» **What you are asked to do**
Copy out each line that has "index" in it.

:: Supplied entries

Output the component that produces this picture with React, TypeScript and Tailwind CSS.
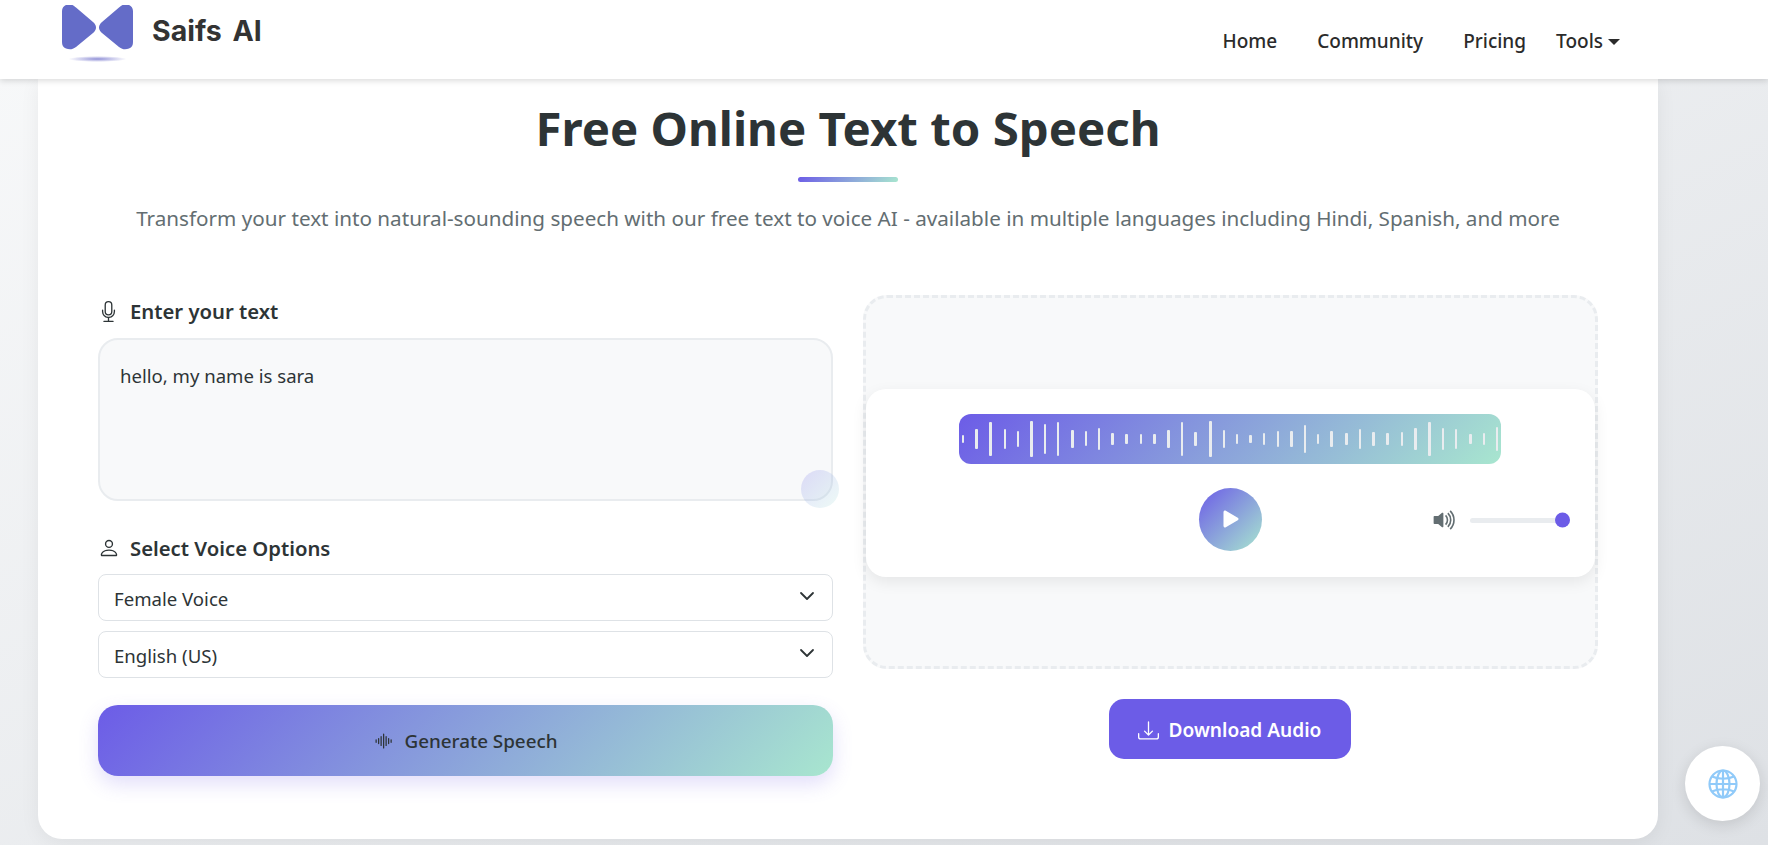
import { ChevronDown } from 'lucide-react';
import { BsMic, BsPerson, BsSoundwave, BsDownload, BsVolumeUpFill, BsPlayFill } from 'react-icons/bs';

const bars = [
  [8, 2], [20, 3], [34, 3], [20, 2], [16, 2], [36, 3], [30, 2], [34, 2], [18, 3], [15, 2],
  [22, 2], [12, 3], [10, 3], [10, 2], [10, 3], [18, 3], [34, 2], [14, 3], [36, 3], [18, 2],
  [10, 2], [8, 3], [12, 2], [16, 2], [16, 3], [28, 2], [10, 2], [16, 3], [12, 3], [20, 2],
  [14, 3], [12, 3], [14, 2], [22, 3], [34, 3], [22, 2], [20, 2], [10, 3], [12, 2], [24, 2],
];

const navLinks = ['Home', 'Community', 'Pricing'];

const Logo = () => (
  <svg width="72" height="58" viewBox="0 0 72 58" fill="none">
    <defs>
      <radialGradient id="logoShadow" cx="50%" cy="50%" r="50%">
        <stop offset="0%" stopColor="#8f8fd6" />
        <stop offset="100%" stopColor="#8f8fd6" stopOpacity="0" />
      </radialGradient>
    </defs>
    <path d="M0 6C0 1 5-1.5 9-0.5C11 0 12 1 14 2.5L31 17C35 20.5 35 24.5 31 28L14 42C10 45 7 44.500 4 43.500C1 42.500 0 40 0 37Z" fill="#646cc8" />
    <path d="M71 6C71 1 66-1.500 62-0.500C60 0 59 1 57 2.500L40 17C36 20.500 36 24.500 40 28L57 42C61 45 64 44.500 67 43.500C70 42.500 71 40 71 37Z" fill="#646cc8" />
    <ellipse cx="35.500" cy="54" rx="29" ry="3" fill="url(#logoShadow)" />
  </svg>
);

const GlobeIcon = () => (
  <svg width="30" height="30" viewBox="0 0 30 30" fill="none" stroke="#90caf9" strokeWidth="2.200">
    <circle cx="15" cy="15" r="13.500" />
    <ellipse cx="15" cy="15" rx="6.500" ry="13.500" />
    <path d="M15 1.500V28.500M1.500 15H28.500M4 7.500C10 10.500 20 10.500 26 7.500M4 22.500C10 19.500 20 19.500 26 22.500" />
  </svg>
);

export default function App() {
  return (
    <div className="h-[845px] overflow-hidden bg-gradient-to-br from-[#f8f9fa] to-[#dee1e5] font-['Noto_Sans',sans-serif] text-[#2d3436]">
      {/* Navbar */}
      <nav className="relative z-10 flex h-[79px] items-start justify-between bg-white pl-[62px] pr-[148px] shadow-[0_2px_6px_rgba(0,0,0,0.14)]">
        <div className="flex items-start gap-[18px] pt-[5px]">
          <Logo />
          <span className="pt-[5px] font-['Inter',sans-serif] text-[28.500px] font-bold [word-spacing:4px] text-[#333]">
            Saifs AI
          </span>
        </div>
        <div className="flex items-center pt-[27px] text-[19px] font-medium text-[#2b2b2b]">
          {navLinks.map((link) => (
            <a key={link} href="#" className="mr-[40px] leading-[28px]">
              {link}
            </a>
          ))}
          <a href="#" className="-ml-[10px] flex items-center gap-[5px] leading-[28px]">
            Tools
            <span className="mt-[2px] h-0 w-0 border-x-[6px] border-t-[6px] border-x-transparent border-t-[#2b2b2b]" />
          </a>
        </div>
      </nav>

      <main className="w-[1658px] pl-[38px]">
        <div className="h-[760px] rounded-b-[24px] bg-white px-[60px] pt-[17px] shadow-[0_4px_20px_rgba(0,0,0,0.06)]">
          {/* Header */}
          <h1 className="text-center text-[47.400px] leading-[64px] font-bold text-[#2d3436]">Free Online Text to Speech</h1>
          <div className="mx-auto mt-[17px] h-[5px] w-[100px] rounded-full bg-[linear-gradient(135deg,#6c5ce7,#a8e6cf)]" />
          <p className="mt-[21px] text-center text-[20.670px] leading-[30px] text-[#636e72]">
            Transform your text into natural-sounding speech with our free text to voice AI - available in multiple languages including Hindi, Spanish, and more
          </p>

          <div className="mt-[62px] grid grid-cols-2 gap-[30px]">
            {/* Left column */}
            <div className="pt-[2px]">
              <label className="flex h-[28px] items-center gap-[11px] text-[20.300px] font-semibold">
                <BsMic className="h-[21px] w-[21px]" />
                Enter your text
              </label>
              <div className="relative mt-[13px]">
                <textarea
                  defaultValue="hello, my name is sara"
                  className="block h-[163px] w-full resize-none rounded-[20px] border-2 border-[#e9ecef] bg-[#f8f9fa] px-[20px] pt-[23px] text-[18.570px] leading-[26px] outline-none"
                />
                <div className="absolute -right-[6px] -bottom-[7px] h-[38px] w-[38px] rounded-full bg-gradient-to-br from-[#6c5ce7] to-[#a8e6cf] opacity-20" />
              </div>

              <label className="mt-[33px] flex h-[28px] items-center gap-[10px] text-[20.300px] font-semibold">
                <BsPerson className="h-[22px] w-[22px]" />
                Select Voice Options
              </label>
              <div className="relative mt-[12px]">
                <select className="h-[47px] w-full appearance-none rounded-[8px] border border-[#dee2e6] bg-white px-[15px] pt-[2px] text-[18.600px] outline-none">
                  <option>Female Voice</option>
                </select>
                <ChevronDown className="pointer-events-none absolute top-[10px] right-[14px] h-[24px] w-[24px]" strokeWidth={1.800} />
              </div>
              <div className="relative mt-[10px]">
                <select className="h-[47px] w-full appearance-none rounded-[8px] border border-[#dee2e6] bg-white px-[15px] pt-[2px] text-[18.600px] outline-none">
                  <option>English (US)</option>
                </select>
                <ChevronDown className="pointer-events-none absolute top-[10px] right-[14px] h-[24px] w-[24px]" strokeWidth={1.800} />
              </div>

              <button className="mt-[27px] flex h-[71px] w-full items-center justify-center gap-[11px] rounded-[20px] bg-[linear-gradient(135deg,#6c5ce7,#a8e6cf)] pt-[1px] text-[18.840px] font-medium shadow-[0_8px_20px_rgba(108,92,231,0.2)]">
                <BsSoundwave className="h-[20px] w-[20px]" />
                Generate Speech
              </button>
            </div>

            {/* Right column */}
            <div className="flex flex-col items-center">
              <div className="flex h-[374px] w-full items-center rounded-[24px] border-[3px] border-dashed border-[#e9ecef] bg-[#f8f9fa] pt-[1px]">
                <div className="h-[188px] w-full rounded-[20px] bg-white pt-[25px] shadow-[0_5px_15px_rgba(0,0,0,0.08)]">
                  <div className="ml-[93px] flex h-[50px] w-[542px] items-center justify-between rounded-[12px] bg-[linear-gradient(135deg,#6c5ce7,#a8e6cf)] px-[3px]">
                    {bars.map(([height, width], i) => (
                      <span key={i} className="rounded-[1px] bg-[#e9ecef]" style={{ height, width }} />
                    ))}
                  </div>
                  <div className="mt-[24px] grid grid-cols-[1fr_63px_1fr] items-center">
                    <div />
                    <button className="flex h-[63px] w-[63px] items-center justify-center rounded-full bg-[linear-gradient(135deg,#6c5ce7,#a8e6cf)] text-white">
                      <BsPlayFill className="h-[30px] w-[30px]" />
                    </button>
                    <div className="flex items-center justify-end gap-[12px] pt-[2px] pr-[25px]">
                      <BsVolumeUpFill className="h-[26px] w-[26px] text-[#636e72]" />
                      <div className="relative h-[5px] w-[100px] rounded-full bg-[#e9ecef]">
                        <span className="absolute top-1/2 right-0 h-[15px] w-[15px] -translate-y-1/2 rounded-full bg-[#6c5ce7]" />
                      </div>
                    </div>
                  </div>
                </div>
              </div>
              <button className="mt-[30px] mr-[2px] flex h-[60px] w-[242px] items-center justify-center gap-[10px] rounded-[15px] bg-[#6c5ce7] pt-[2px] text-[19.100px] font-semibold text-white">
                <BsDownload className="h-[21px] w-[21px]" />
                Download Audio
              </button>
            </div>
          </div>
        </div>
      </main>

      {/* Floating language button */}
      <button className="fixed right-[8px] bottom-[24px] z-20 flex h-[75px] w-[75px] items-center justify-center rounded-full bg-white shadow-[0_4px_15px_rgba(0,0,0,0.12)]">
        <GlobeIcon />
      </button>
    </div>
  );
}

::::
:: Supplied entries

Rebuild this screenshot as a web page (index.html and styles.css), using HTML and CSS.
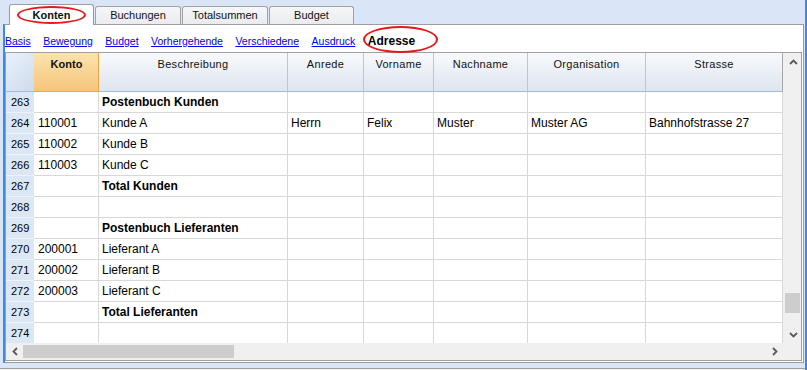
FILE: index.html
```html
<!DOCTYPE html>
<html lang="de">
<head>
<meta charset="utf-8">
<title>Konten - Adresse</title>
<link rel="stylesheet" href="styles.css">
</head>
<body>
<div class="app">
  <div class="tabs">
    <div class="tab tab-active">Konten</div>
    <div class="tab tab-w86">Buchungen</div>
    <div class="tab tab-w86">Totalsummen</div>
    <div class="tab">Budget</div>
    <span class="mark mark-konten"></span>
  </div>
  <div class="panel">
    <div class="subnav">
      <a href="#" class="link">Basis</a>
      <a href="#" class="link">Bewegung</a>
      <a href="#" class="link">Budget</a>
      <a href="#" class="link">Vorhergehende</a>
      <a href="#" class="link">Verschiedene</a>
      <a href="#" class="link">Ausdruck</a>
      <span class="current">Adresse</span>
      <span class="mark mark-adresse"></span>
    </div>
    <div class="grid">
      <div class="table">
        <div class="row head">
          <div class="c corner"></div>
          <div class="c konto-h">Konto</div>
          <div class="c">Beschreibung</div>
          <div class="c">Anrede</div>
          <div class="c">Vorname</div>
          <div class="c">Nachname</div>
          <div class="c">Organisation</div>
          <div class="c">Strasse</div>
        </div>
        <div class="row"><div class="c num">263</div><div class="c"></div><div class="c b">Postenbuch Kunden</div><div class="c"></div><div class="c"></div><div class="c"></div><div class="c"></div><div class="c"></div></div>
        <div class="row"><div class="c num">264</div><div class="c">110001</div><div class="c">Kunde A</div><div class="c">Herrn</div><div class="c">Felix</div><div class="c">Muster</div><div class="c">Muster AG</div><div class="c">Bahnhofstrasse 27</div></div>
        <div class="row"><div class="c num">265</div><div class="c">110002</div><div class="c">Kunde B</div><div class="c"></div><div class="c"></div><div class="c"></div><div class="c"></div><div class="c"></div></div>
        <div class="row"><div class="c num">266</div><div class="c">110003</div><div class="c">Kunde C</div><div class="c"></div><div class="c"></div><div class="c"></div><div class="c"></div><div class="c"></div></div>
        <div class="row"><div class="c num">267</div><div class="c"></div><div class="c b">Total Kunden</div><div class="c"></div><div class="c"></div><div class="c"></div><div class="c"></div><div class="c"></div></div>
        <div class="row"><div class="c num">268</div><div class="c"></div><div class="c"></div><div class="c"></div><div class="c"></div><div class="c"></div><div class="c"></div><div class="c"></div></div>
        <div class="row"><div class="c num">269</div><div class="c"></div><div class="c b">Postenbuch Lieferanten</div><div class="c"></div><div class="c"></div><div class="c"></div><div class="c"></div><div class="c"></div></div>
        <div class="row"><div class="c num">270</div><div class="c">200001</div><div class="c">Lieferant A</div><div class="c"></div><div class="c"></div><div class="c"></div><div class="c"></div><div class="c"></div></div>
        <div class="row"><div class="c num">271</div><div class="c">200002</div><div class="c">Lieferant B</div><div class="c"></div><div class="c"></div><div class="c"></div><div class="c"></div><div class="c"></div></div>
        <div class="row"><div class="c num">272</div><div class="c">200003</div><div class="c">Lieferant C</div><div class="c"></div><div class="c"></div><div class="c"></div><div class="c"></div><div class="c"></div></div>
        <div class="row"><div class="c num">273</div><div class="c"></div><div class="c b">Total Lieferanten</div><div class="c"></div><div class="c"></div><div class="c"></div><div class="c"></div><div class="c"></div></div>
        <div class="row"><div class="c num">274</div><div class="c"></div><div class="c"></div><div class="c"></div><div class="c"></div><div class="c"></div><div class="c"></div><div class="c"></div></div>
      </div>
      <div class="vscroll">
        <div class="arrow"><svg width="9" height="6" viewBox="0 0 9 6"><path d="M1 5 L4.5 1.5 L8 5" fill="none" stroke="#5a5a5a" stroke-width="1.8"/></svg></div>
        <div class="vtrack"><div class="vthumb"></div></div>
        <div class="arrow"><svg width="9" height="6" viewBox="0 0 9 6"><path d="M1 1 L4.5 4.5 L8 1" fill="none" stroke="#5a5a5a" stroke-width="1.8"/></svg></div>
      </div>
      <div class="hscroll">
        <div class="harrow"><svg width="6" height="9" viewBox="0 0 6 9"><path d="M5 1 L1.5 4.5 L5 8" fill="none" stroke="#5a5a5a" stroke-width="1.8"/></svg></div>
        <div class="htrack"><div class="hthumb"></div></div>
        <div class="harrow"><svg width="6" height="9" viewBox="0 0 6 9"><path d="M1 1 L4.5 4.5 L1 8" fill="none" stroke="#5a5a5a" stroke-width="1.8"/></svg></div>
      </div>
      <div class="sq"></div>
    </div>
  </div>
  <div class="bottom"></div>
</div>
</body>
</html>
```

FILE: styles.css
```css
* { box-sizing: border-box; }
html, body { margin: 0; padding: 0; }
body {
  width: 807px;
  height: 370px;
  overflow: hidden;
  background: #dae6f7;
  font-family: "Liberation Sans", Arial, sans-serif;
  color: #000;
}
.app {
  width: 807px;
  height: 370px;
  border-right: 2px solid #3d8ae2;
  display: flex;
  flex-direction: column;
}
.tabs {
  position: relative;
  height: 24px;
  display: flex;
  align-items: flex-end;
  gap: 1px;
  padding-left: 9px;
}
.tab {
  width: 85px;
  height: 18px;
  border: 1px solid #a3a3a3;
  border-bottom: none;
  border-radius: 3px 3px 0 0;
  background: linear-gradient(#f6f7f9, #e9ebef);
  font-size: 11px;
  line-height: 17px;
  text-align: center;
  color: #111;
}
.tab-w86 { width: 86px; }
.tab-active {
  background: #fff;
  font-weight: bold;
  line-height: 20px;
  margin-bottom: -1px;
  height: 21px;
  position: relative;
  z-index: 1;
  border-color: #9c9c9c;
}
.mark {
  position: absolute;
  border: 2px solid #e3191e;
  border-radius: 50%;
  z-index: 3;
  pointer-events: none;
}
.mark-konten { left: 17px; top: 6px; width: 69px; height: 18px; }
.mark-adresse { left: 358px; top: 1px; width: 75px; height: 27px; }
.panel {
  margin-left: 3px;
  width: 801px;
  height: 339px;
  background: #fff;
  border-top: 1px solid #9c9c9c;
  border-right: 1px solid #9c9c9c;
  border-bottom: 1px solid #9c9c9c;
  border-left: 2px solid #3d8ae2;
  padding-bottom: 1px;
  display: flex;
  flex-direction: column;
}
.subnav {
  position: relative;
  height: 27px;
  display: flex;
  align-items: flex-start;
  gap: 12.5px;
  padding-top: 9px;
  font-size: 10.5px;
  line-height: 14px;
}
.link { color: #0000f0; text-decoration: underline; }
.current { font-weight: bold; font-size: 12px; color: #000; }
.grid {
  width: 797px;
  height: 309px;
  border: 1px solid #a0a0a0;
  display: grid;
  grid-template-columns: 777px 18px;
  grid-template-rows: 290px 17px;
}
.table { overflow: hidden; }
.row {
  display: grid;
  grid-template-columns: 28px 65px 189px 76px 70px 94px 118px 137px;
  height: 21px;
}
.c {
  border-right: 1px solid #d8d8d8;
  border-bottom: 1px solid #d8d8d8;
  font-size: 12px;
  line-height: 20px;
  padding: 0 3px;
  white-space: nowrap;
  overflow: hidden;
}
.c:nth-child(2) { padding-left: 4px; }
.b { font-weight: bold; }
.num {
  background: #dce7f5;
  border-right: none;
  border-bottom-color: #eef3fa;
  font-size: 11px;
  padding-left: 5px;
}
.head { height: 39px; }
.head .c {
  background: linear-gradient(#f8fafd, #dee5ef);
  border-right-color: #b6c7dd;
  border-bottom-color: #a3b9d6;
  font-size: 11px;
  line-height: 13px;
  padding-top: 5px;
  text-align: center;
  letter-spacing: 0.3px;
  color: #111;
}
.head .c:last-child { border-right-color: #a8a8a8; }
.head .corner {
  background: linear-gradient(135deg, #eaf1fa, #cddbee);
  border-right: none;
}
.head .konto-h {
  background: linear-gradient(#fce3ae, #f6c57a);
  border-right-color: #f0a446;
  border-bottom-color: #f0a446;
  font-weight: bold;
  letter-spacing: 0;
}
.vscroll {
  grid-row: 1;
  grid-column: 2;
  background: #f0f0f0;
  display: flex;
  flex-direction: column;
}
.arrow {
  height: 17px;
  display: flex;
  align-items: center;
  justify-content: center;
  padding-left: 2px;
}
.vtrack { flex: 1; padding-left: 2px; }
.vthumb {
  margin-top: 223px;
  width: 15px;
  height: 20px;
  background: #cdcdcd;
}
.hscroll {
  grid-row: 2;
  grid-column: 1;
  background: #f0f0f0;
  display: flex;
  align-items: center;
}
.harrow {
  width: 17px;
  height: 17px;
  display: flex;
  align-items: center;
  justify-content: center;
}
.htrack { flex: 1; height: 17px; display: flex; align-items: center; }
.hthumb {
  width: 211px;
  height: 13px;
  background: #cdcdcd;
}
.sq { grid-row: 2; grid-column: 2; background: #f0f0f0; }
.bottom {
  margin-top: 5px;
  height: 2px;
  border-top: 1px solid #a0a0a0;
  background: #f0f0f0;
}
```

::::

» **Response to this exercise**
Rebuild this screenshot as a web page (index.html and styles.css), using HTML and CSS.
FILE: index.html
  z-index: 1;
  z-index: 3;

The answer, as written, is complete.